Feature Engineering/Feature Transformation:

Transform the features in such a way that it gives linear implementation.

Feature Importance:

We can get feature importance by L1-regularization but we have to ensure that there is no multicollinearity.

Impact of Missing Values:

Linear Regression gets impacted by missing values, need to handle missing values by pandas/Imputer model.

Impact of Outliers:

Logistic Regression not getting impacted by outliers as the sigmoid function is limiting outliers.

Linear Regression gets impacted by outliers, the squared error will become high. we need to train the data and find W and find the points which are away using y - Yi.
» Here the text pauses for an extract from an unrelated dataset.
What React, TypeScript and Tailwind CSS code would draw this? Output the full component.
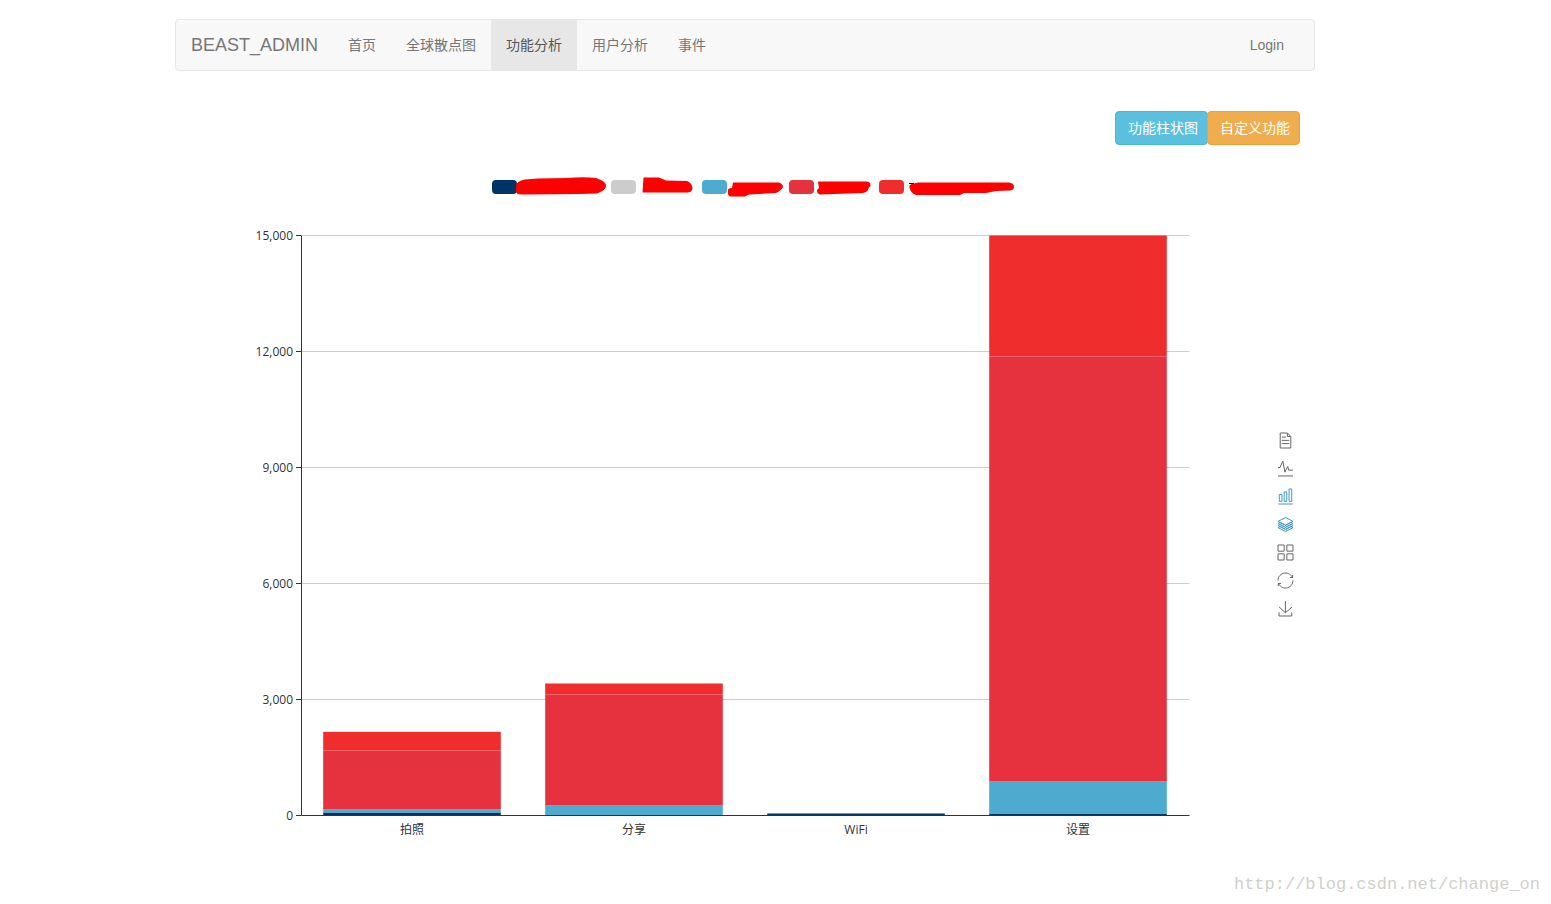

Remove those points which have a high value of y - Yi.

Time and Space Complexity:

Time Complexity: p - number of features, n - number of datapoints

Train time: O(p^2 + n)

Test time: O(p)

Space Complexity:

Train and Test: O(p)

Interview Questions:

1. Linear Regression is a supervised machine learning algorithm? Ans: Yes

2. Linear Regression is mainly used for Regression? Ans: Yes

3. It is possible to design a Linear regression algorithm using a neural network? Ans: Yes

4. Which of the following methods do we use to find the best fit line for data in Linear Regression? Ans: A

A) Least Square Error

B) Maximum Likelihood

C) Logarithmic Loss

D) Both A and B

5. Which of the following evaluation metrics can be used to evaluate a model while modeling a continuous output variable? Ans: D

A) AUC-ROC

B) Accuracy

C) Log loss

D) Mean-Squared-Error

Since linear regression gives output as continuous values, so in such case, we use the mean squared error metric to evaluate the model performance. Remaining options are used in case of a classification problem.

6. Lasso Regularization can be used for variable selection in Linear Regression? Ans: A

A) TRUE

B) FALSE

True, In the case of lasso regression we apply absolute penalty which makes some of the coefficients zero.

7. Which of the following is true about Residuals? Ans: A

A) Lower is better

B) Higher is better

C) A or B depending on the situation

D) None of these

Residuals refer to the error values of the model. Therefore lower residuals are desired.

8. Suppose that we have N independent variables (X1, X2… Xn) and the dependent variable is Y. Now imagine that you are applying linear regression by fitting the best fit line using least square error on this data? Ans: B

You found that the correlation coefficient for one of its variables (Say X1) with Y is -0.95.

Which of the following is true for X1?

A) The relation between the X1 and Y is weak

B) Relation between the X1 and Y is strong

C) Relation between the X1 and Y is neutral

D) Correlation can’t judge the relationship

The absolute value of the correlation coefficient denotes the strength of the relationship. Since absolute correlation is very high it means that the relationship is strong between X1 and Y.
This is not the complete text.